Data to use:
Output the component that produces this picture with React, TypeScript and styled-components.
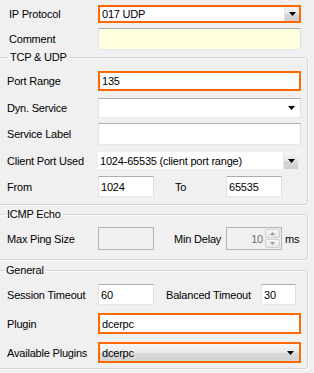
* * *
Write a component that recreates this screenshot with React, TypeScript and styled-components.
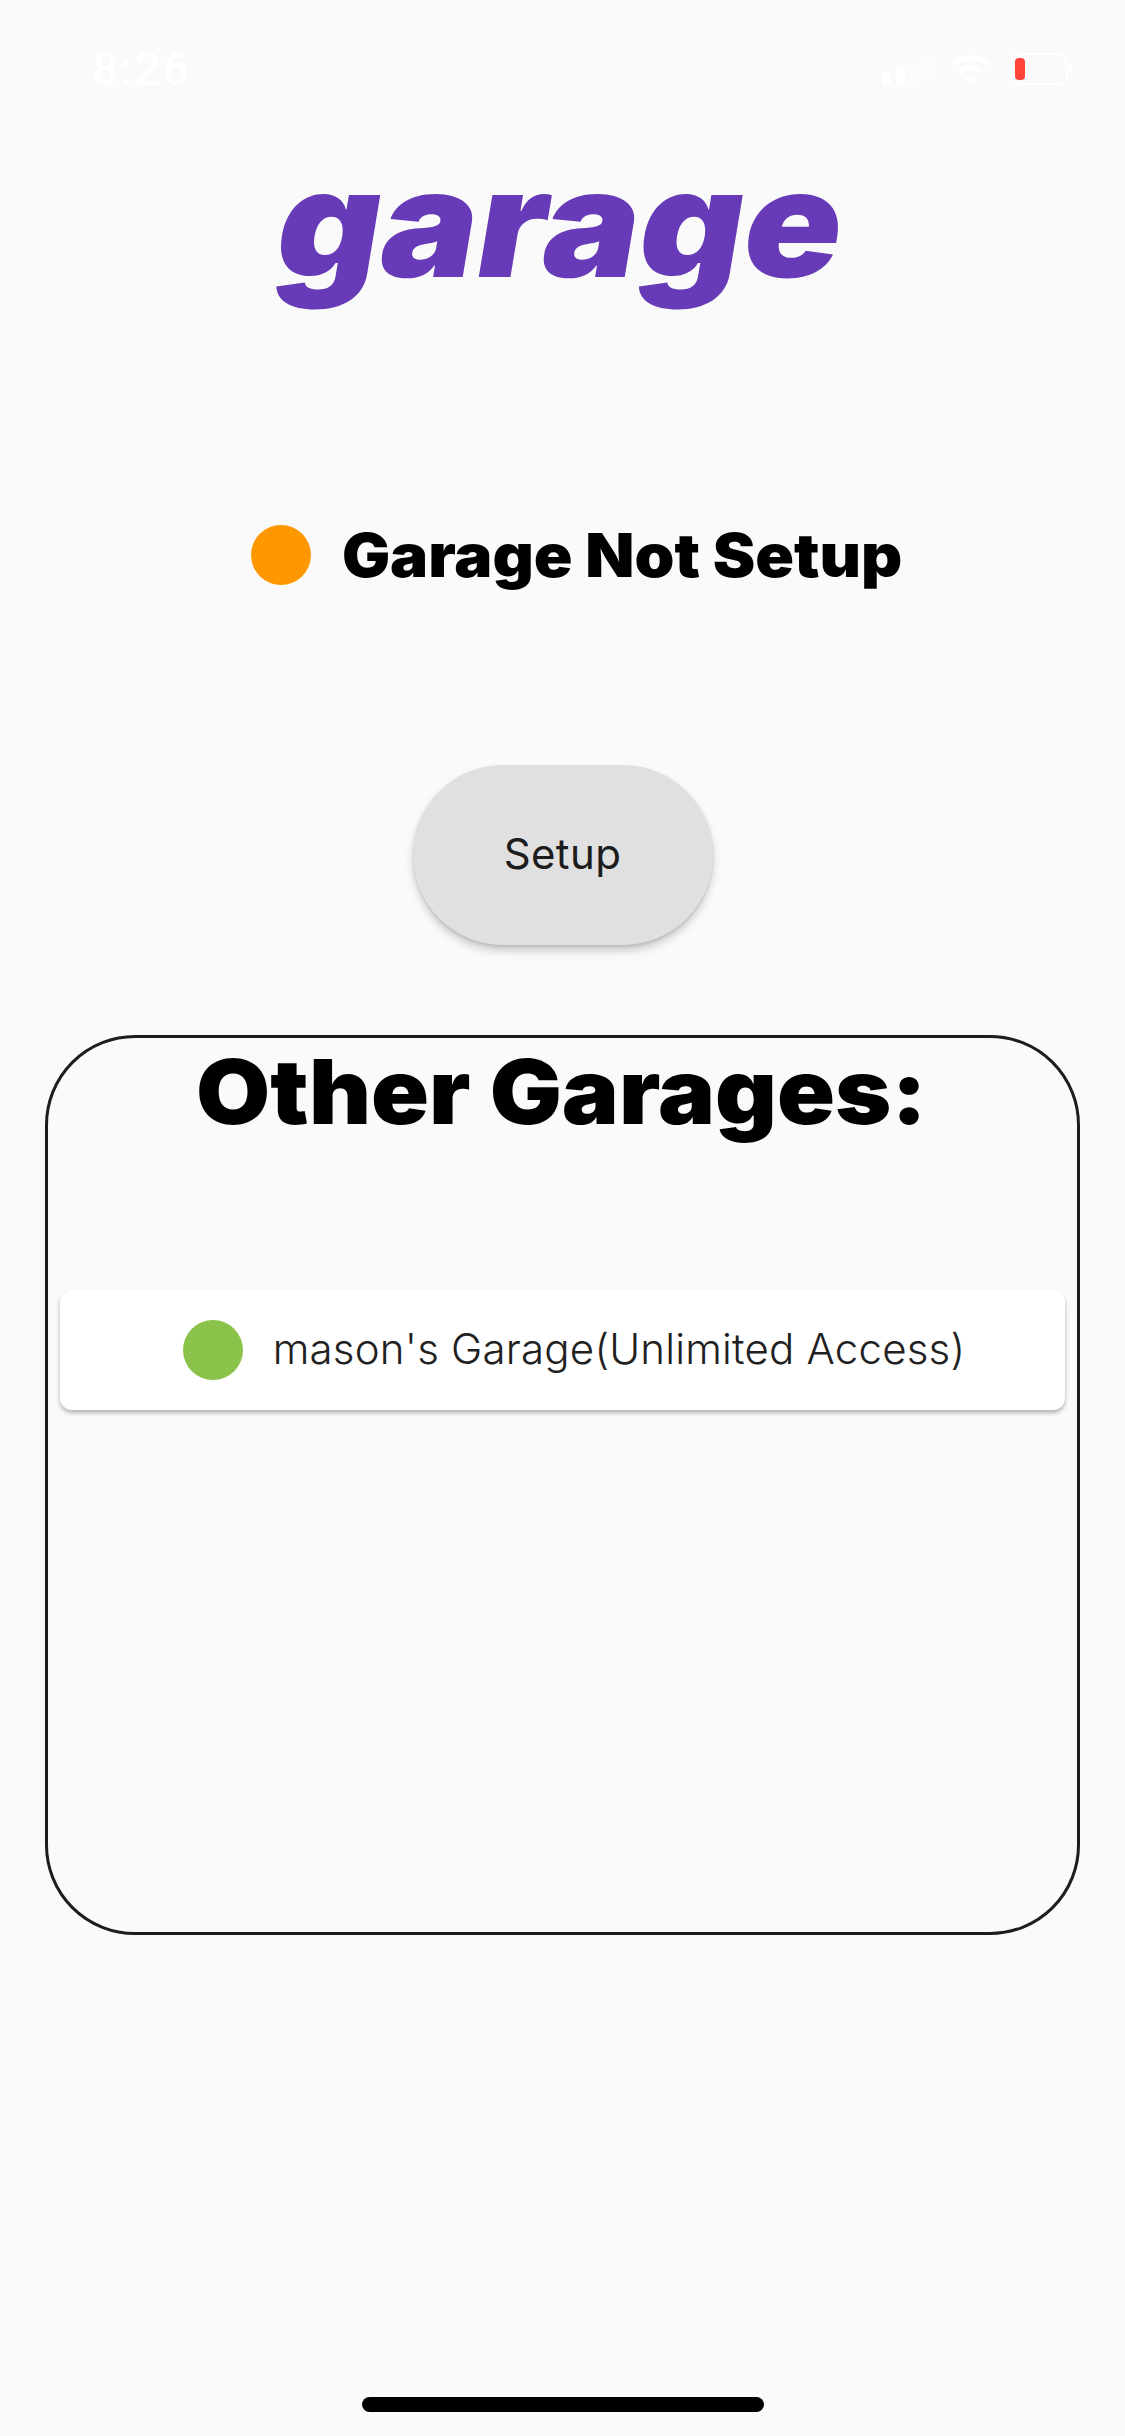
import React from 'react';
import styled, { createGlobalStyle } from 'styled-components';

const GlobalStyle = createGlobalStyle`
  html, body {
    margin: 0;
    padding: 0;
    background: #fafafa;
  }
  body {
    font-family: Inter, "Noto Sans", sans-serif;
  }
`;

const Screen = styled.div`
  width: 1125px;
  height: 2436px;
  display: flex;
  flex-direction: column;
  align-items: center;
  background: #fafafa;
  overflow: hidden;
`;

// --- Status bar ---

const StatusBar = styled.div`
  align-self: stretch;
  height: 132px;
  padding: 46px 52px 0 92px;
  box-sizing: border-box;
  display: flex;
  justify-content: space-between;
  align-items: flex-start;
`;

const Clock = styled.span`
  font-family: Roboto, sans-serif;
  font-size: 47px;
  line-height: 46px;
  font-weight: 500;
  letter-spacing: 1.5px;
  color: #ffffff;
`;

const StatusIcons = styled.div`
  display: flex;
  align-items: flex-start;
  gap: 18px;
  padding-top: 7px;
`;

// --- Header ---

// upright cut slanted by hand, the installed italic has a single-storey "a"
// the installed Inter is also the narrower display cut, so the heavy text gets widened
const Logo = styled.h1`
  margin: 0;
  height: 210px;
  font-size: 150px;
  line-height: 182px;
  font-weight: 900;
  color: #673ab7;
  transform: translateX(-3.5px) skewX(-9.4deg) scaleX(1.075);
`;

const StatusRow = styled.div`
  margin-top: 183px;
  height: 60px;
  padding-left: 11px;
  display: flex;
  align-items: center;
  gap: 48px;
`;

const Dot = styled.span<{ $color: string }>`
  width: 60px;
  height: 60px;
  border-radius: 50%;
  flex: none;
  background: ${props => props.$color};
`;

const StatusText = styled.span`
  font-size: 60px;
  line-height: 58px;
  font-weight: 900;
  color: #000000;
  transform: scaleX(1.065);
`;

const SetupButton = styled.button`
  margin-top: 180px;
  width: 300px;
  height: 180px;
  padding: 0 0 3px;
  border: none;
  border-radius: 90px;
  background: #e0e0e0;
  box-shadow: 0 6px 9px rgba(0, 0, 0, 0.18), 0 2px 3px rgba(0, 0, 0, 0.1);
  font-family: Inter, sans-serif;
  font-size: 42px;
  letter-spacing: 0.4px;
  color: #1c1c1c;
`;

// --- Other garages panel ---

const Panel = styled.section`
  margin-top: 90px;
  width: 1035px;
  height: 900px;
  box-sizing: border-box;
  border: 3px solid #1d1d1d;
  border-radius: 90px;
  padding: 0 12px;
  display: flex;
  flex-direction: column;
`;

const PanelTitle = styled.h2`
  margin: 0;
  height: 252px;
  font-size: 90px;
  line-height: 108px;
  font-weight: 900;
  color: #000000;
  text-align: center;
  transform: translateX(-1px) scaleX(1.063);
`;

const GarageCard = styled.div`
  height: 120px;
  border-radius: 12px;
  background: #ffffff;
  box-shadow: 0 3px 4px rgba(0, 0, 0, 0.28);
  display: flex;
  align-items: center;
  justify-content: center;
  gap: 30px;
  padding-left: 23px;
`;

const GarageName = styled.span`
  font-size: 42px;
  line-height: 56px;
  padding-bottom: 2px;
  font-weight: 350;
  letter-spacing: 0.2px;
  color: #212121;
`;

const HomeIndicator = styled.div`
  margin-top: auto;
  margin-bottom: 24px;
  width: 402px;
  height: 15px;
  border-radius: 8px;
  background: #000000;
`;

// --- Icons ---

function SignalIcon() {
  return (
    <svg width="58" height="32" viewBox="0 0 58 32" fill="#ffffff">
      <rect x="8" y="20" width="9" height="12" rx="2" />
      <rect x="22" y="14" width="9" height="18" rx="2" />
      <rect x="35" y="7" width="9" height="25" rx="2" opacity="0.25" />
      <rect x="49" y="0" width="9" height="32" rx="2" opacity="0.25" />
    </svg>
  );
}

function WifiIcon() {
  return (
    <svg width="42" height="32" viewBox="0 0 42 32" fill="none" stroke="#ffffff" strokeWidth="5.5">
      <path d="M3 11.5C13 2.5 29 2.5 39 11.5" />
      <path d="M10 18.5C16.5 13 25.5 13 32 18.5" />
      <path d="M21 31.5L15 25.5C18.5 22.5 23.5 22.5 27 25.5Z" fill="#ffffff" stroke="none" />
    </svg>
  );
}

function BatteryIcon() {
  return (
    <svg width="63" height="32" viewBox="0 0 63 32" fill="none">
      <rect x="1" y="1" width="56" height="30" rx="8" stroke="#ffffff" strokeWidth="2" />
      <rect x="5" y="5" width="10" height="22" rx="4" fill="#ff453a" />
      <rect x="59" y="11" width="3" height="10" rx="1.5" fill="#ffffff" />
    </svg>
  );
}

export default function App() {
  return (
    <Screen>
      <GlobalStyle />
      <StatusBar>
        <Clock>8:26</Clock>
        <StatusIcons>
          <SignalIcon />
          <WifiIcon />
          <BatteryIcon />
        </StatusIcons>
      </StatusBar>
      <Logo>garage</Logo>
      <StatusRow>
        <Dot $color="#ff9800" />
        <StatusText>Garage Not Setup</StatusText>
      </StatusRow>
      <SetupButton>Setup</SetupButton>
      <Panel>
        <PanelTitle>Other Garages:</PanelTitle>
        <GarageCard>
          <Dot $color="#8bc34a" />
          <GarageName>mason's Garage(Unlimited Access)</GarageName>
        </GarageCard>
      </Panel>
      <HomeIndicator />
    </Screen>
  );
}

Exercise description:
Track down every line with the word "components" and copy it.

Exercise answer:
Output the component that produces this picture with React, TypeScript and styled-components.
Write a component that recreates this screenshot with React, TypeScript and styled-components.
import styled, { createGlobalStyle } from 'styled-components';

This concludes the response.